What makes me even more sad is that I feel like I missed out on a big piece of my heritage. I came across these stories of activism in South Korea – both past and present. It seems that protesting is in our blood from all these stories about labor movements, the Hope Bus campaign, and most recently opposition towards building another naval base:
For several years the South Korean government, at American urging, has been relentless in its attempts to build a naval base on Jeju-do, and now have their sights set on the tranquil coastal village of Gangjeong. Members from the international community, including Japanese people from Okinawa Island (where the U.S. has military bases) join locals in Jeju Island to protest against the construction of a U.S. naval base.
While offering several reasons for building the base — to protect commercial interests, to serve as yet another defense against a belligerent North Korea — most of the islanders understand that the base at Gangjeong will offer little protection against a possible attack by North Korea, functioning mostly as a proxy for American missile defense against an ascendant China. In other words, American militaristic posturing at a grievous cost to the local ecology — an unwelcome combination to the island, and to a region that has suffered enough war in the 20th century…
The people there were engaged in some less likely activities for a paradise island, like chaining themselves to construction equipment, tethering their bodies to each other and to the site of the proposed naval base.
I’m not totally sure why there was such a disconnect between this kind of work and the faith I grew up in as a child. Perhaps it had something to do with priorities, as in what was happening socially and politically had little eternal consequence in the minds of the church-goers. In other words, it was all about salvation and heaven. Everything else (on earth) was of little consequence.
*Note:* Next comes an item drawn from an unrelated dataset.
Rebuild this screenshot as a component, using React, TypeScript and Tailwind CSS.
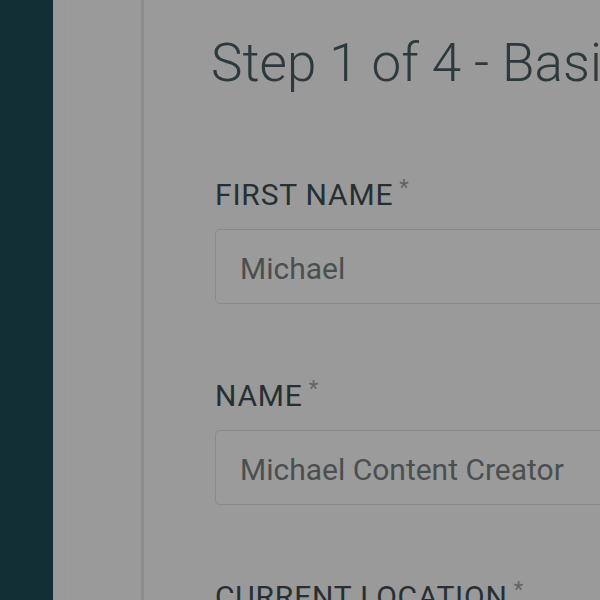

And yet, in seminary I was fortunate to discover something called minjung theology which articulates reasons for pursuing social justice on behalf of those oppressed. It’s considered a “liberal” theology, and technically within the liberation theological movements. It doesn’t fit the more traditional evangelical priorities. But, coming across this story, and recent stories about Asian American activism continues to give me hope and encouragement to integrate all these areas of my life so that I can truly be faithful and consistent in my belief that the priority should be pursuing service and solidarity for the good and well-being of all people.